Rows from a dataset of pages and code
##########

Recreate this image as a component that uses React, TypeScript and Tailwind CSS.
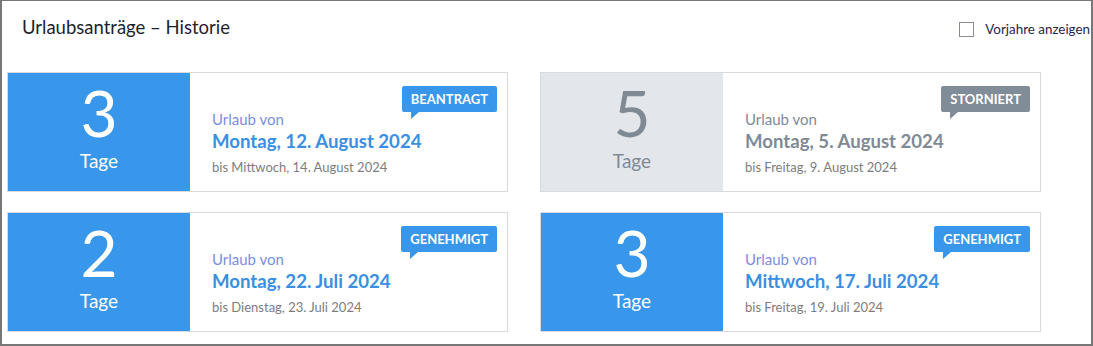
import React from "react";

type Item = {
  days: number;
  status: string;
  from: string;
  to: string;
  cancelled?: boolean;
};

const items: Item[] = [
  { days: 3, status: "BEANTRAGT", from: "Montag, 12. August 2024", to: "bis Mittwoch, 14. August 2024" },
  { days: 5, status: "STORNIERT", from: "Montag, 5. August 2024", to: "bis Freitag, 9. August 2024", cancelled: true },
  { days: 2, status: "GENEHMIGT", from: "Montag, 22. Juli 2024", to: "bis Dienstag, 23. Juli 2024" },
  { days: 3, status: "GENEHMIGT", from: "Mittwoch, 17. Juli 2024", to: "bis Freitag, 19. Juli 2024" },
];

function Card({ item }: { item: Item }) {
  const c = item.cancelled;
  return (
    <div className="flex h-[120px] w-[501px] border border-[#d7dbe0] bg-white">
      <div
        className={
          c
            ? "flex w-[182px] flex-col items-center bg-[#e3e6ea] text-[#7f8a95]"
            : "flex w-[182px] flex-col items-center bg-[#3897ea] text-white"
        }
      >
        <div className="mt-[8px] text-[64px] font-normal leading-[64px]">{item.days}</div>
        <div className="mt-[6px] text-[19px] leading-[20px]">Tage</div>
      </div>
      <div className="relative flex-1 pl-[22px] pt-[37px]">
        <div className={c ? "text-[15px] leading-[18px] text-[#7f8a95]" : "text-[15px] leading-[18px] text-[#7a8ee0]"}>
          Urlaub von
        </div>
        <div className={c ? "mt-[2px] text-[18.6px] font-bold leading-[22px] text-[#7f8a95]" : "mt-[2px] text-[18.6px] font-bold leading-[22px] text-[#3a8fe2]"}>
          {item.from}
        </div>
        <div className="mt-[7px] text-[13px] leading-[16px] text-[#7d7d7d]">{item.to}</div>
        <div
          className={
            c
              ? "absolute right-[10px] top-[13px] rounded-[2px] bg-[#808c97] px-[9px] py-[4px] text-[13px] font-bold leading-[18px] text-white"
              : "absolute right-[10px] top-[13px] rounded-[2px] bg-[#3897ea] px-[9px] py-[4px] text-[13px] font-bold leading-[18px] text-white"
          }
        >
          {item.status}
          <span
            className={
              c
                ? "absolute left-[9px] top-full h-0 w-0 border-r-[8px] border-t-[7px] border-r-transparent border-t-[#808c97]"
                : "absolute left-[9px] top-full h-0 w-0 border-r-[8px] border-t-[7px] border-r-transparent border-t-[#3897ea]"
            }
          />
        </div>
      </div>
    </div>
  );
}

export default function App() {
  return (
    <div
      className="h-[346px] w-[1093px] overflow-hidden border-b-2 border-l-2 border-r-2 border-t border-[#777777] bg-white"
      style={{ fontFamily: "Lato, 'Noto Sans', sans-serif" }}
    >
      <div className="flex h-[71px] items-start">
        <div className="ml-[20px] mt-[15px] text-[18.5px] leading-[22px] text-[#1d1f2e]">Urlaubsanträge – Historie</div>
        <div className="ml-auto mr-[1px] mt-[20px] flex items-center">
          <span className="h-[15px] w-[15px] border border-[#888d94] bg-white" />
          <span className="ml-[11px] text-[13.4px] leading-[16px] text-[#26284a]">Vorjahre anzeigen</span>
        </div>
      </div>
      <div className="ml-[5px] grid w-[1035px] grid-cols-[501px_501px] gap-x-[32px] gap-y-[20px]">
        {items.map((it, i) => (
          <Card key={i} item={it} />
        ))}
      </div>
    </div>
  );
}
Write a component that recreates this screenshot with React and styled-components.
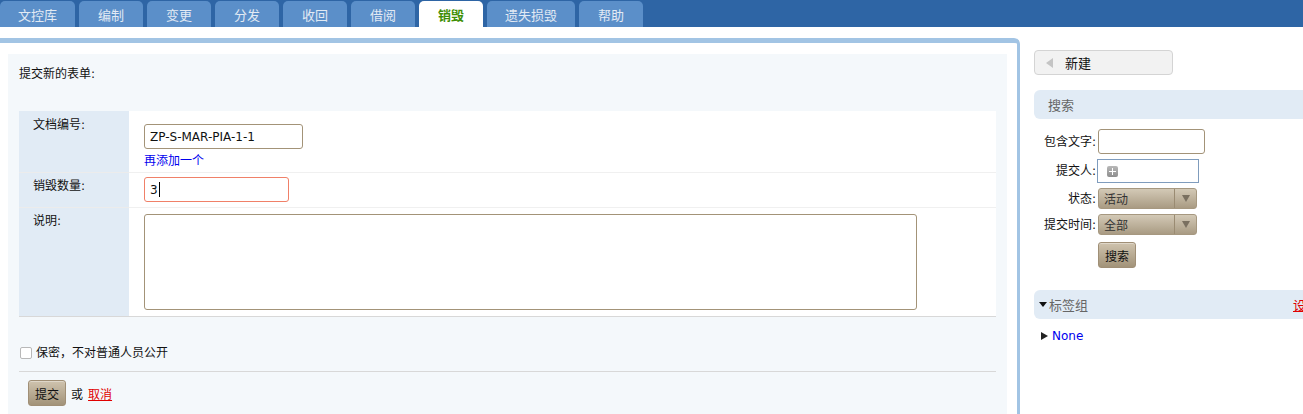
import React from "react";
import styled, { createGlobalStyle } from "styled-components";

const Global = createGlobalStyle`
  html, body { margin: 0; padding: 0; background: #fff; overflow: hidden; }
  body { font-family: "DejaVu Sans", "Noto Sans CJK SC", sans-serif; font-size: 12px; color: #111; }
  * { box-sizing: border-box; }
`;

const Page = styled.div`
  width: 1303px;
  height: 414px;
  overflow: hidden;
`;

const TabBar = styled.nav`
  display: flex;
  gap: 4px;
  height: 27px;
  background: #2e65a5;
  align-items: flex-end;
`;

const Tab = styled.div`
  height: ${p => (p.$active ? "27px" : "26px")};
  min-width: 64px;
  padding: 0 18px;
  display: flex;
  align-items: center;
  justify-content: center;
  border-radius: 5px 5px 0 0;
  background: ${p => (p.$active ? "#fff" : "#5b8fc9")};
  color: ${p => (p.$active ? "#3f8f06" : "#e2eaf4")};
  font-weight: ${p => (p.$active ? "bold" : "normal")};
  font-size: 13px;
  margin-top: 1px;
  align-self: flex-start;
`;

const Body = styled.div`
  display: flex;
  align-items: flex-start;
  gap: 14px;
`;

const MainPanel = styled.section`
  flex: 0 0 1020px;
  margin-top: 11px;
  border-top: 5px solid #a2c4e4;
  border-right: 3px solid #a2c4e4;
  border-top-right-radius: 6px;
  padding: 11px 10px 0 8px;
  height: 376px;
`;

const Inner = styled.div`
  background: #f4f8fb;
  padding: 11px 11px 0 11px;
  height: 100%;
`;

const Title = styled.div`
  height: 16px;
  line-height: 16px;
  margin-top: 1px;
  margin-bottom: 29px;
`;

const FormTable = styled.div`
  display: grid;
  grid-template-columns: 110px 1fr;
  border-bottom: 1px solid #d8d8d8;
  background: #fff;
`;

const Label = styled.div`
  background: #e1ebf5;
  padding: ${p => p.$pt}px 0 0 14px;
  line-height: 16px;
  border-bottom: ${p => (p.$last ? "none" : "1px solid #ececec")};
  height: ${p => p.$h}px;
`;

const Cell = styled.div`
  padding: ${p => p.$pt}px 0 0 15px;
  border-bottom: ${p => (p.$last ? "none" : "1px solid #f0f0f0")};
  height: ${p => p.$h}px;
`;

const TextInput = styled.div`
  width: ${p => p.$w}px;
  height: ${p => p.$hh || 25}px;
  border: 1px solid ${p => (p.$error ? "#f08068" : "#a39378")};
  border-radius: 3px;
  background: #fff;
  padding: 0 5px;
  display: flex;
  align-items: center;
  font-size: 12px;
  color: #111;
`;

const Caret = styled.span`
  display: inline-block;
  width: 1px;
  height: 15px;
  background: #000;
  margin-left: 1px;
`;

const AddLink = styled.a`
  display: block;
  color: #0000ee;
  margin-top: 4px;
  line-height: 16px;
  text-decoration: none;
  cursor: pointer;
`;

const TextArea = styled.div`
  width: 773px;
  height: 96px;
  border: 1px solid #a39378;
  border-radius: 3px;
  background: #fff;
`;

const CheckRow = styled.label`
  display: flex;
  align-items: center;
  gap: 4px;
  padding: 0 0 0 1px;
  margin-top: 28px;
  height: 16px;
  line-height: 16px;
`;

const CheckBox = styled.span`
  width: 12px;
  height: 12px;
  border: 1px solid #b8b8b8;
  border-radius: 2px;
  background: #fff;
`;

const Divider = styled.div`
  border-top: 1px solid #d8d8d8;
  margin-top: 10px;
`;

const ActionRow = styled.div`
  display: flex;
  align-items: center;
  gap: 5px;
  padding: 8px 0 0 9px;
`;

const BrownButton = styled.button`
  font-family: inherit;
  font-size: 12px;
  color: #111;
  height: 26px;
  padding: 0 6px;
  border: 1px solid #a08f76;
  border-radius: 3px;
  background: linear-gradient(#cfc3ae, #a29379);
  box-shadow: inset 0 1px 0 rgba(255,255,255,0.35);
  margin-top: ${p => p.$mt || 0}px;
`;

const RedLink = styled.a`
  color: #e00000;
  text-decoration: underline;
  cursor: pointer;
`;

const Sidebar = styled.aside`
  flex: 0 0 300px;
  padding-top: 23px;
`;

const NewButton = styled.div`
  width: 139px;
  height: 25px;
  border: 1px solid #d4d4d4;
  border-radius: 4px;
  background: #f2f2f2;
  display: flex;
  align-items: center;
  padding-left: 11px;
  gap: 12px;
  font-size: 13px;
  color: #111;
`;

const Triangle = styled.span`
  width: 0;
  height: 0;
  border-top: 5px solid transparent;
  border-bottom: 5px solid transparent;
  border-right: 7px solid #c4c4c4;
`;

const SectionHead = styled.div`
  margin-top: ${p => p.$mt}px;
  height: 29px;
  background: #e1ebf5;
  border-radius: 6px 0 0 6px;
  display: flex;
  align-items: center;
  padding-left: ${p => p.$pl}px;
  font-size: 13px;
  color: #666;
  position: relative;
`;

const HeadRight = styled.a`
  position: absolute;
  left: 259px;
  color: #e00000;
  text-decoration: underline;
  font-size: 13px;
`;

const DownTri = styled.span`
  width: 0;
  height: 0;
  border-left: 4px solid transparent;
  border-right: 4px solid transparent;
  border-top: 5px solid #111;
  margin-right: 2px;
`;

const SearchForm = styled.div`
  display: grid;
  grid-template-columns: 62px auto;
  column-gap: 2px;
  row-gap: 5px;
  align-items: center;
  justify-items: start;
  margin-top: 10px;
`;

const FormLabel = styled.span`
  justify-self: end;
  line-height: 16px;
`;

const PersonBox = styled.div`
  width: 102px;
  height: 24px;
  border: 1px solid #7f9cbd;
  background: #fff;
  display: flex;
  align-items: center;
  padding-left: 9px;
  margin-left: -1px;
`;

const PlusIcon = styled.span`
  width: 11px;
  height: 11px;
  border-radius: 2px;
  background: linear-gradient(#b8b8b8, #8e8e8e);
  position: relative;
  &::before, &::after {
    content: "";
    position: absolute;
    background: #fff;
  }
  &::before { left: 2px; right: 2px; top: 5px; height: 1px; }
  &::after { top: 2px; bottom: 2px; left: 5px; width: 1px; }
`;

const Select = styled.div`
  width: 99px;
  height: 21px;
  border: 1px solid #a69880;
  border-radius: 3px;
  background: linear-gradient(#d3c9b6, #a99b83);
  display: flex;
  align-items: stretch;
  font-size: 12px;
  color: #333;
`;

const SelectText = styled.span`
  flex: 1;
  display: flex;
  align-items: center;
  padding-left: 5px;
`;

const SelectArrow = styled.span`
  width: 22px;
  border-left: 1px solid #9a8b72;
  display: flex;
  align-items: center;
  justify-content: center;
  &::after {
    content: "";
    border-left: 4px solid transparent;
    border-right: 4px solid transparent;
    border-top: 7px solid #7a7060;
  }
`;

const TreeItem = styled.div`
  display: flex;
  align-items: center;
  gap: 4px;
  padding-left: 7px;
  margin-top: 9px;
  line-height: 16px;
`;

const RightTri = styled.span`
  width: 0;
  height: 0;
  border-top: 4px solid transparent;
  border-bottom: 4px solid transparent;
  border-left: 7px solid #222;
`;

const BlueLink = styled.a`
  color: #0000ee;
  text-decoration: none;
`;

const tabs = ["文控库", "编制", "变更", "分发", "收回", "借阅", "销毁", "遗失损毁", "帮助"];

export default function App() {
  return (
    <Page>
      <Global />
      <TabBar>
        {tabs.map(t => (
          <Tab key={t} $active={t === "销毁"}>{t}</Tab>
        ))}
      </TabBar>
      <Body>
        <MainPanel>
          <Inner>
            <Title>提交新的表单:</Title>
            <FormTable>
              <Label $pt={6} $h={62}>文档编号:</Label>
              <Cell $pt={13} $h={62}>
                <TextInput $w={159}>ZP-S-MAR-PIA-1-1</TextInput>
                <AddLink>再添加一个</AddLink>
              </Cell>
              <Label $pt={5} $h={35}>销毁数量:</Label>
              <Cell $pt={4} $h={35}>
                <TextInput $w={145} $error>3<Caret /></TextInput>
              </Cell>
              <Label $pt={5} $h={108} $last>说明:</Label>
              <Cell $pt={6} $h={108} $last>
                <TextArea />
              </Cell>
            </FormTable>
            <CheckRow>
              <CheckBox />
              保密，不对普通人员公开
            </CheckRow>
            <Divider />
            <ActionRow>
              <BrownButton>提交</BrownButton>
              <span>或</span>
              <RedLink>取消</RedLink>
            </ActionRow>
          </Inner>
        </MainPanel>
        <Sidebar>
          <NewButton>
            <Triangle />
            新建
          </NewButton>
          <SectionHead $mt={15} $pl={14}>搜索</SectionHead>
          <SearchForm>
            <FormLabel>包含文字:</FormLabel>
            <TextInput $w={107}></TextInput>
            <FormLabel>提交人:</FormLabel>
            <PersonBox><PlusIcon /></PersonBox>
            <FormLabel>状态:</FormLabel>
            <Select><SelectText>活动</SelectText><SelectArrow /></Select>
            <FormLabel>提交时间:</FormLabel>
            <Select><SelectText>全部</SelectText><SelectArrow /></Select>
            <span />
            <BrownButton $mt={2}>搜索</BrownButton>
          </SearchForm>
          <SectionHead $mt={22} $pl={5}>
            <DownTri />
            标签组
            <HeadRight>设置</HeadRight>
          </SectionHead>
          <TreeItem>
            <RightTri />
            <BlueLink>None</BlueLink>
          </TreeItem>
        </Sidebar>
      </Body>
    </Page>
  );
}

##########

Written task:
Check all the records above and select each line where the string "components" is found.

The completed task:
Write a component that recreates this screenshot with React and styled-components.
import styled, { createGlobalStyle } from "styled-components";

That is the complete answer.